Long haul pilots will typically do perhaps three, at the most four takeoffs and landings per month. Assuming one flies "the maximum" outlined above of seven minutes that's roughly 28 minutes or at the very most, roughly a half-hour every month of actual hands-on piloting of the machine. Given equipment changes, reserve flying, vacation, displacements for training and occasional illness the hypothetical six hours of hand-flying reduces to three to five hours of actual time.

This is no longer just an individual airline deciding that hand-flying will not be encouraged any more. Squeezing more airplanes into the same airspace requires navigation and altitude accuracies that are available only through automation. The aviation transportation system itself has already implemented RNP 0.1 standards where I imagine that hand-flying will be against the law. From the RNP Wikipedia article:

"An RNP system utilises its navigation sensors, system architecture and modes of operation to satisfy the RNP navigation specification requirements. It must perform the integrity and reasonableness checks of the sensors and data, and may provide a means to deselect specific types of navigation aids to prevent reversion to an inadequate sensor. RNP requirements may limit the modes of operation of the aircraft, e.g. for low RNP, where flight technical error (FTE) is a significant factor, manual flight by the crew may not be allowed. Dual system/sensor installations may also be required depending on the intended operation or need.

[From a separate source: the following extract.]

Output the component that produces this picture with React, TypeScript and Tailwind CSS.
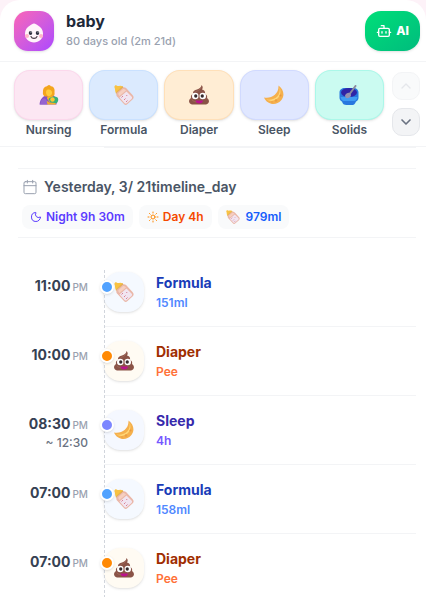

"An RNAV system capable of achieving the performance requirements of an RNP specification is referred to as an RNP system. Because specific performance requirements are defined for each navigation specification, an aircraft approved for a RNP specification is not automatically approved for all RNAV specifications. Similarly, an aircraft approved for an RNP or RNAV specification having stringent accuracy requirements is not automatically approved for a navigation specification having a less stringent accuracy requirement."

ATC and those designing SIDs, STARs and Approaches plan routings, altitudes and speeds on the accuracy that automation provides and it is a practical requirement and no longer a choice to engage the autoflight system. Hand-flying a SID out of London or Frankfurt just isn't done. One can more easily fly the descent and approach manually but in heavy traffic areas the workload is said to increase. I say "said to increase" because quite frankly if one knows the airplane well, the workload does not increase. It only increases if one has become so reliant on the autoflight that assisting the pilot flying actually "out of role" and is therefore an increase in workload. The workload for the pilot-not-flying is not technically demanding, it is psychologically demanding and the industry is not dealing with this essentially-human factors issue. The workload for the pilot flying may or may not be higher depending upon skill level.

I think this is where the reduced skill levels, in terms of performing as an air crew, are coming from.

It boils down to money and the impatient demands for profit and shareholder value but primarily what I see is a significant decrease in the understanding of "aviation" and what it still takes to fly complex airliners in a complex transportation system with sustained safety.

Many of us here who are commenting on this trend and who have grown up in a system that pre-dates the advent of what I call "deep automation" are able to place automation appropriately...waaayy down below, in steerage where it belongs because, like computers, automation is a high-speed idiot without perception, values or goals. But seen, understood and used appropriately is of enormous benefit. But it takes effort and careful training to so place such an enticing bit of technology where it truly belongs. I think the infatuation with automation borders on dependency in a number of ways which are slowly edging out awareness of the shortcomings of the absence of "hands-on", and not only in aviation.

From the Flight Global article quoted by J.O.:

. . . .

"What has most affected the nature of pilots' work is the influence of low-cost carriers, which has brought radical change in many airlines' relationships with flightcrew. But what has most changed an airline's crew recruiting and management is the decline of the military as a provider of pilot skills.

Meanwhile, there has been a loss of pilot exposure to ­anything other than pre-packaged flight planning, followed by automated flight on the line. When ­circumstances are unusual, non-standard, or not automated, a resulting lack of pilot resilience has been leading to fatal loss of control (LOC) accidents, making LOC the biggest killer accident category this century - taking over from controlled flight into terrain in the last.

"This fact is acknowledged by industry bodies like the International Air Transport Association (IATA) and the International Civil Aviation Organisations (ICAO), respectively IATA's training and qualification initiative (ITQI) and ICAO's next generation aviation professionals (NGAP). So the carriers cannot say they have not been warned, but these efforts have not been translating into action at airline level.

"Just as a reminder, the number of fatalities caused by airline accidents in the 1980s was about 1,100 annually, whereas the numbers now are less than 800 a year despite the fact that the revenue passenger kilometres flown now are three times what they were then. The industry could revert to the bad old days, but for a different reason: now the aircraft are better, but the skills to operate them are degrading."